Rechercher
Rechercher

Culture - Rencontre

Propos sur la musique et la vie avec Abdel Rahman el-Bacha

Retour en sol majeur pour Abdel Rahman el-Bacha, pianiste prodige et prodigieux. Depuis son départ pour la France en 1974, le compteur de la navette Beyrouth-étranger marque plus de 150 allers-retours. Invité par le Conservatoire national supérieur de musique, rencontre pour parler bien entendu musique mais aussi de quelques détails d'un parcours exceptionnel*.

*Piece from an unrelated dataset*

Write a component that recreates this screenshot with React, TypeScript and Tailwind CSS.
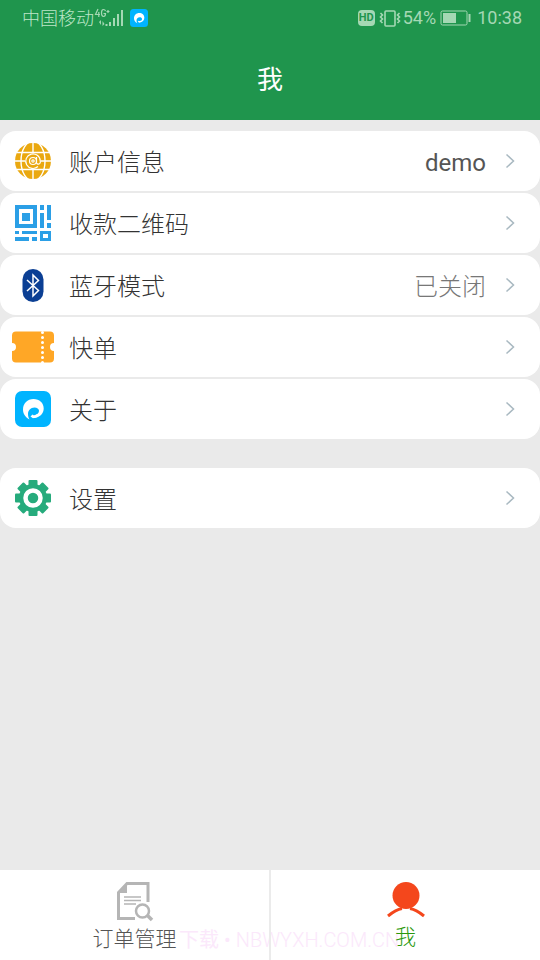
import type { ReactNode } from 'react';

const Swirl = ({ className }: { className: string }) => (
  <svg viewBox="0 0 36 36" className={className} aria-hidden="true">
    <rect width="36" height="36" rx="7" fill="#00b4ff" />
    <path
      d="M14.500 28.500C10 26 8 22.500 8 18.500C8 12.500 12.500 8 18.500 8C24.500 8 28.700 12 28.700 17.500C28.700 22.500 25 26.500 19 27L16.500 25.500L19.500 24.500C22.500 23.500 24 22 24 19.800C24 17.800 22 16.500 19.500 16.500C15.500 16.500 13 19.500 13 23C13 25 13.500 27 14.500 28.500Z"
      fill="#fff"
    />
    <path d="M15.500 25.500L17.500 23.500L19 24.500L22.500 23L22 26L18 27.200Z" fill="#fff" />
  </svg>
);

const GlobeIcon = () => (
  <svg viewBox="0 0 36 36" className="size-9" aria-hidden="true">
    <circle cx="18" cy="18" r="18" fill="#eaa80f" />
    <g fill="none" stroke="#fff" strokeWidth="1.400">
      <ellipse cx="18" cy="18" rx="12" ry="20" />
      <path d="M18 0V10M18 26V36M0 18H10M26 18H36M2 9.500H34M2 26.500H34" />
    </g>
    <circle cx="18" cy="18" r="7.800" fill="#eaa80f" />
    <g fill="none" stroke="#fff" strokeWidth="1.200">
      <path d="M23 23.500A7.300 7.300 0 1 1 25.300 18V19.500A2 2 0 0 1 21.500 20V14" />
      <circle cx="18" cy="18" r="3.500" />
      <circle cx="18" cy="18" r="1.200" />
    </g>
  </svg>
);

const QrIcon = () => (
  <svg viewBox="0 0 36 36" className="size-9" fill="#2b9fe6" aria-hidden="true">
    <path fillRule="evenodd" d="M0 0H22V23H0ZM4 4V19H18V4Z" />
    <rect x="7" y="8" width="8" height="8" />
    <path d="M25 0H29V5H25ZM32 0H36V15H32ZM25 8H29V23H25ZM32 18H36V23H32ZM0 26H4V29H0ZM7 26H22V29H7ZM0 32H14V36H0ZM17 32H22V36H17Z" />
    <path fillRule="evenodd" d="M25 26H36V36H25ZM28 29V33H33V29Z" />
  </svg>
);

const BluetoothIcon = () => (
  <svg viewBox="0 0 36 36" className="size-9" aria-hidden="true">
    <rect x="7.500" y="2" width="21" height="33" rx="10.500" fill="#0b3f94" />
    <path d="M12 13L23.500 23.500L18 29V8L23.500 13.500L12 24" fill="none" stroke="#fff" strokeWidth="1.500" />
  </svg>
);

const TicketIcon = () => (
  <svg viewBox="0 0 42 32" className="h-8 w-[42px]" aria-hidden="true">
    <path
      d="M4 0.500H38A4 4 0 0 1 42 4.500V12A4 4 0 0 0 42 20V27.500A4 4 0 0 1 38 31.500H4A4 4 0 0 1 0 27.500V20A4 4 0 0 0 0 12V4.500A4 4 0 0 1 4 0.500Z"
      fill="#ffa726"
    />
    <path d="M30.500 1.500V32" stroke="#fff" strokeWidth="3" strokeLinecap="round" strokeDasharray="0 5" />
  </svg>
);

const GearIcon = () => (
  <svg viewBox="0 0 36 36" className="size-9" fill="#26ab7c" aria-hidden="true">
    <rect x="13.500" width="9" height="36" rx="1" />
    <rect x="13.500" width="9" height="36" rx="1" transform="rotate(45 18 18)" />
    <rect x="13.500" width="9" height="36" rx="1" transform="rotate(90 18 18)" />
    <rect x="13.500" width="9" height="36" rx="1" transform="rotate(135 18 18)" />
    <circle cx="18" cy="18" r="14" />
    <circle cx="18" cy="18" r="7.500" fill="none" stroke="#fff" strokeWidth="4.500" />
  </svg>
);

const Chevron = () => (
  <svg viewBox="0 0 10 16" className="mr-[25px] ml-[19px] h-4 w-2.5 shrink-0" fill="none" stroke="#a9b9c1" strokeWidth="1.500" aria-hidden="true">
    <path d="M1.500 1.500L8.500 8L1.500 14.500" />
  </svg>
);

type RowProps = { icon: ReactNode; label: string; value?: string; valueClass?: string };

const Row = ({ icon, label, value, valueClass }: RowProps) => (
  <button type="button" className="flex h-[60px] w-full items-center rounded-2xl bg-white text-2xl font-light text-[#333]">
    <span className="flex w-[66px] shrink-0 justify-center">{icon}</span>
    <span className="ml-[3px] flex-1 pt-1 text-left">{label}</span>
    {value && <span className={valueClass}>{value}</span>}
    <Chevron />
  </button>
);

const StatusBar = () => (
  <div className="flex h-9 items-center justify-between pr-[18px] pl-[22px] text-lg text-[#a5d8b4]">
    <div className="flex items-center">
      <span className="pt-0.5 font-light text-[#bce6c8]">中国移动</span>
      <svg viewBox="0 0 32 20" className="h-5 w-8" fill="#a5d8b4" aria-hidden="true">
        <g fill="none" stroke="#a5d8b4" strokeWidth="1.200">
          <path d="M4 1L1.500 6.500H6M4.800 4V9M11.500 3Q11 1.500 9.500 1.500Q7.500 1.500 7.500 5Q7.500 8.500 9.500 8.500Q11.500 8.500 11.500 5.500H9.500M12.500 3.500H15.500M14 2V5" />
        </g>
        <path d="M7 12V17L5 14ZM8.500 13V18L10.500 16ZM11.500 16H13.500V18H11.500ZM15 14H17V18H15ZM19 10H21V18H19ZM23 6H25V18H23ZM27 2H29V18H27Z" />
      </svg>
      <Swirl className="ml-1 size-[18px]" />
    </div>
    <div className="flex items-center">
      <span className="flex h-4 w-[17px] items-center justify-center rounded-sm bg-[#a5d8b4] text-[11px] font-bold text-[#1f954d]">HD</span>
      <svg viewBox="0 0 22 18" className="ml-1 h-[18px] w-[22px]" fill="none" stroke="#a5d8b4" strokeWidth="1.600" aria-hidden="true">
        <rect x="6" y="2" width="10" height="15" rx="1" />
        <path d="M1.500 4L3.500 6L1.500 8L3.500 10L1.500 12L3.500 14M20.500 4L18.500 6L20.500 8L18.500 10L20.500 12L18.500 14" />
      </svg>
      <span className="ml-0.5">54%</span>
      <svg viewBox="0 0 31 16" className="mr-1.5 ml-1 h-4 w-[31px]" fill="#a5d8b4" aria-hidden="true">
        <rect x="1" y="1" width="26" height="14" rx="1.500" fill="none" stroke="#a5d8b4" />
        <path d="M3 3H16V13H3ZM28.500 4H30.500V12H28.500Z" />
      </svg>
      <span>10:38</span>
    </div>
  </div>
);

export default function App() {
  return (
    <div className="flex min-h-screen flex-col bg-[#eaeaea] font-['Roboto','Noto_Sans_CJK_SC',sans-serif]">
      <header className="bg-[#1f954d]">
        <StatusBar />
        <h1 className="flex h-[84px] items-center justify-center pt-1 text-[26px] text-white">我</h1>
      </header>

      {/* Menu */}
      <main className="flex-1 pt-[11px]">
        <div className="flex flex-col gap-0.5">
          <Row icon={<GlobeIcon />} label="账户信息" value="demo" valueClass="pt-1 font-normal text-[#555]" />
          <Row icon={<QrIcon />} label="收款二维码" />
          <Row icon={<BluetoothIcon />} label="蓝牙模式" value="已关闭" valueClass="pt-1 text-[#777]" />
          <Row icon={<TicketIcon />} label="快单" />
          <Row icon={<Swirl className="size-9" />} label="关于" />
        </div>
        <div className="mt-[29px]">
          <Row icon={<GearIcon />} label="设置" />
        </div>
      </main>

      {/* Bottom tabs */}
      <nav className="relative flex h-[90px] bg-white text-[21px] font-light">
        <p className="pointer-events-none absolute bottom-1.5 left-[179px] text-xl font-normal whitespace-nowrap text-[#fbe8fb]">
          下载 • <span className="font-light">NBWYXH.COM.CN</span>
        </p>
        <a href="#orders" className="relative flex flex-1 flex-col items-center border-r-2 border-[#ebebeb] pt-3 text-[#555]">
          <svg viewBox="0 0 38 40" className="h-10 w-[38px]" fill="none" stroke="#b5b5b5" aria-hidden="true">
            <path d="M32 20V1.500H11L2.500 10.500V36.500H19" strokeWidth="3" />
            <path d="M11 1V11H2Z" fill="#b5b5b5" stroke="none" />
            <path d="M8 15H25M8 18.500H25M8 22H20" strokeWidth="1.500" />
            <circle cx="26.500" cy="29" r="6.500" strokeWidth="2.500" />
            <path d="M31.500 33.500L36 38" strokeWidth="3.500" />
          </svg>
          <span className="leading-[34px]">订单管理</span>
        </a>
        <a href="#me" aria-current="page" className="relative flex flex-1 flex-col items-center pt-3 text-[#2a990c]">
          <svg viewBox="0 0 38 40" className="h-10 w-[38px]" aria-hidden="true">
            <circle cx="19" cy="13.500" r="13.500" fill="#f4471c" />
            <path d="M1 34Q9 27.500 15 26.500M37 34Q29 27.500 23 26.500" fill="none" stroke="#f4471c" strokeWidth="3" />
          </svg>
          <span className="leading-[30px]">我</span>
        </a>
      </nav>
    </div>
  );
}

Cheveux sel et poivre pour des tempes dégarnies, silhouette plus fine que par le passé («mieux vaut un kilo en moins qu'un en plus», dit il en riant!), teint basané, regard vif, démarche agile, Abdel Rahman el-Bacha est parfaitement heureux de se retrouver dans sa ville natale. Impression? «Beyrouth évolue comme toutes les villes du monde», commente-t-il, heureux aussi de s'exprimer dans un français impeccable. Et d'expliquer: «J'adore la langue arabe mais, pour mieux cerner ma pensée et la traduire, je me sens plus à l'aise en français... Oui je pourrais même revenir plus souvent, mais ma vie de musicien a ses diktats. Retrouver Beyrouth, c'est comme pour un poète qui retrouve la lumière et les éléments qui se remettent en place. C'est un rééquilibrage mental et physique.»
Petit récapitulatif d'une «success story» dont les Libanais s'enorgueillissent. Non parce qu'ils le retrouvent sur Wikipédia, mais parce que ses concerts et sa présence régulière au pays du Cèdre rassurent et parlent à ses concitoyens.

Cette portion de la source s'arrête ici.